-- Source records --
▬▬▬
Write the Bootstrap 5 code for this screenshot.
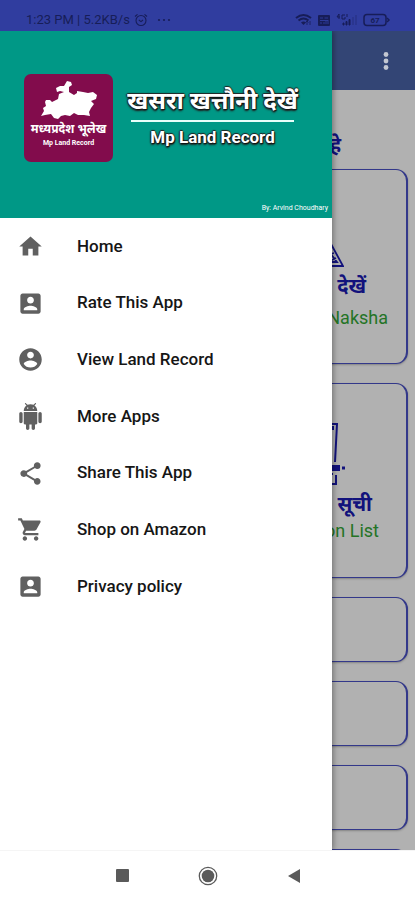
▬▬▬
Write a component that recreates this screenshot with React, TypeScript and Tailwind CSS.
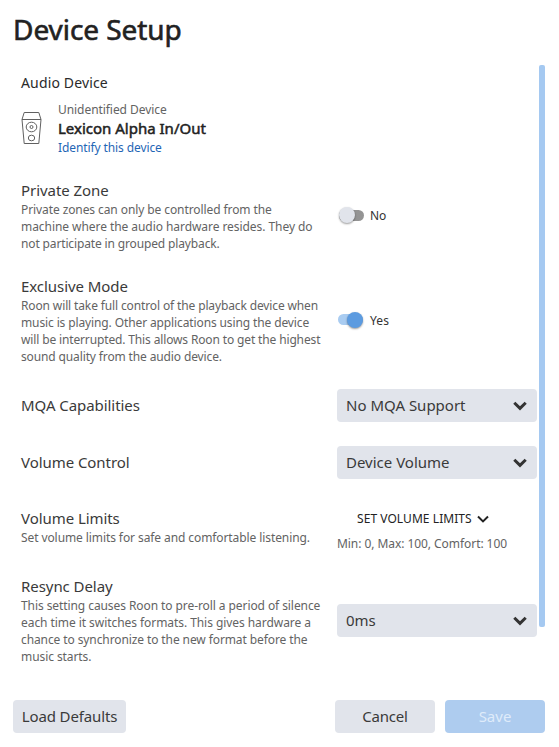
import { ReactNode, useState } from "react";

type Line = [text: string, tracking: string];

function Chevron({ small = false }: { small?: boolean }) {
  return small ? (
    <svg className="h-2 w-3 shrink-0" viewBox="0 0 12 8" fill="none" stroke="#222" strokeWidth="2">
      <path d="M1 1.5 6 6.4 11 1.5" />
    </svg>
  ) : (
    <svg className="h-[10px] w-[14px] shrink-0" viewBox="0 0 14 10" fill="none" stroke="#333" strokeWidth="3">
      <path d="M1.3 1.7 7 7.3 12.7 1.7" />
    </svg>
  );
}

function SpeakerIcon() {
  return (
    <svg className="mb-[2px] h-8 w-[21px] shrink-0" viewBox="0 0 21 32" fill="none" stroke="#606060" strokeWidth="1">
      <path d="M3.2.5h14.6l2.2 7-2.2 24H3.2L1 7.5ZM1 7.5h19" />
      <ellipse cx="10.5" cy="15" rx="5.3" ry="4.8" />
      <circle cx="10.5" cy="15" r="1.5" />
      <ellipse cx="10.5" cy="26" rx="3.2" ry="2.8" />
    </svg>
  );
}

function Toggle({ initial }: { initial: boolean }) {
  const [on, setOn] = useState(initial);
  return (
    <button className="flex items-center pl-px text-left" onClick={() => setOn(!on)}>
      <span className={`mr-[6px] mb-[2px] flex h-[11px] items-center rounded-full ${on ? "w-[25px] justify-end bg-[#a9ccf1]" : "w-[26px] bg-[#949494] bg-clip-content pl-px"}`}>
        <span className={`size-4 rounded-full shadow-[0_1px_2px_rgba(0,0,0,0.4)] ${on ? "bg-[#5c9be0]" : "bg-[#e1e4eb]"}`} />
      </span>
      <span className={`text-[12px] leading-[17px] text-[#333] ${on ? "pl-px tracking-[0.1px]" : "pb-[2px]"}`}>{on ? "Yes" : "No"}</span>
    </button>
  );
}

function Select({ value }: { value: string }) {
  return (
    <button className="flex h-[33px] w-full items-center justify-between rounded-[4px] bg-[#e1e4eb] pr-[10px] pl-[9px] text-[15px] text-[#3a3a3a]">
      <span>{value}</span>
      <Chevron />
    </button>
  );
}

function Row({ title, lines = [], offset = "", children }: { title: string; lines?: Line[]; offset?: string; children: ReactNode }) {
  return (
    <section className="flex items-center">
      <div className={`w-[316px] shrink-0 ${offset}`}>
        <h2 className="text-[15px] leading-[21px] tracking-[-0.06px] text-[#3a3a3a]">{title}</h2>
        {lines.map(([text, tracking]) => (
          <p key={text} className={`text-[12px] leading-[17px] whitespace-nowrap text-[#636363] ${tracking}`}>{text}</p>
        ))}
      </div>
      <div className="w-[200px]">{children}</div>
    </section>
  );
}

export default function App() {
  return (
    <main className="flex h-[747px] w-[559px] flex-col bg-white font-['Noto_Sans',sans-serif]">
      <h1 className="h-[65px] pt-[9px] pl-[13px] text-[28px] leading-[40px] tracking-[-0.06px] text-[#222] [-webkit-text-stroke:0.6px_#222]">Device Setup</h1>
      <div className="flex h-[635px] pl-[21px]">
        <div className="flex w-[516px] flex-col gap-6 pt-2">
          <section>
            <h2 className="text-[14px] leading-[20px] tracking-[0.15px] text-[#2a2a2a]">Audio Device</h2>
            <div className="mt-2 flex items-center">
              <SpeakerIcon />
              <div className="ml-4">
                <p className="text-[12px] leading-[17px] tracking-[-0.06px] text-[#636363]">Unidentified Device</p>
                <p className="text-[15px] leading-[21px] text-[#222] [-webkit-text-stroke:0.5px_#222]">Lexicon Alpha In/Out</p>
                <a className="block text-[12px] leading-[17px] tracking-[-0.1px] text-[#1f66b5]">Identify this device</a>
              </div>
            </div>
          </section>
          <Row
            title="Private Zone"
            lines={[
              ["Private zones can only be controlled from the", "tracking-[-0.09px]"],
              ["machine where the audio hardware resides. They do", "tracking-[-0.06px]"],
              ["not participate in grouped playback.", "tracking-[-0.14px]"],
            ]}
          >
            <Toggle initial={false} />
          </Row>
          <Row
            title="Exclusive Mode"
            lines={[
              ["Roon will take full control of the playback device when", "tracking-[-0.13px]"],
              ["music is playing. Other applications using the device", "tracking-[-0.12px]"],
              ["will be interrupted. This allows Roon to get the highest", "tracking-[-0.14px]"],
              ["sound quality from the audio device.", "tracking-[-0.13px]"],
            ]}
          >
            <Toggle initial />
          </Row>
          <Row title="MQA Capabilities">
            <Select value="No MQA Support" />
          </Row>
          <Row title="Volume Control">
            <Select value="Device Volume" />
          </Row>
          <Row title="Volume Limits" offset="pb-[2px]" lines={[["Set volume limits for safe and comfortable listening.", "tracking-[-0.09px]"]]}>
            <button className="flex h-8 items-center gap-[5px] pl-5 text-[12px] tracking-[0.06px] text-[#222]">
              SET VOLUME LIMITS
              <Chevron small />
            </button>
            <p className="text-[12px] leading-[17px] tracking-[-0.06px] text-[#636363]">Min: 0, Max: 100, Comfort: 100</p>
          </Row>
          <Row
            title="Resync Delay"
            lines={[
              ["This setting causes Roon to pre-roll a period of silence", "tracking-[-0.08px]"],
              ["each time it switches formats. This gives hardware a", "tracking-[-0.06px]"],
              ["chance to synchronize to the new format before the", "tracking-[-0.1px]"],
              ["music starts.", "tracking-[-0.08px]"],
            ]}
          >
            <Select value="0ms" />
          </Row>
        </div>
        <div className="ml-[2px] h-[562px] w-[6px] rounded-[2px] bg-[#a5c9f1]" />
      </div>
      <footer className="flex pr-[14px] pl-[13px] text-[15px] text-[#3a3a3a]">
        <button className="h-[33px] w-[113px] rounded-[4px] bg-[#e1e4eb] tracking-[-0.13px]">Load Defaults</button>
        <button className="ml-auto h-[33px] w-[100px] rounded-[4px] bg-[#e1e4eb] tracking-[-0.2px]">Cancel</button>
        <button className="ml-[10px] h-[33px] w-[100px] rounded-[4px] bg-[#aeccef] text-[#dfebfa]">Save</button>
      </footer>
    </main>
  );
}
▬▬▬
-- Written request --
Quote exactly what appears from the line containing "Write a component" through the line containing "type Line = [text: string, tracking: string];", both included, except for the pictures, and nothing more.

-- Output below --
Write a component that recreates this screenshot with React, TypeScript and Tailwind CSS.
import { ReactNode, useState } from "react";

type Line = [text: string, tracking: string];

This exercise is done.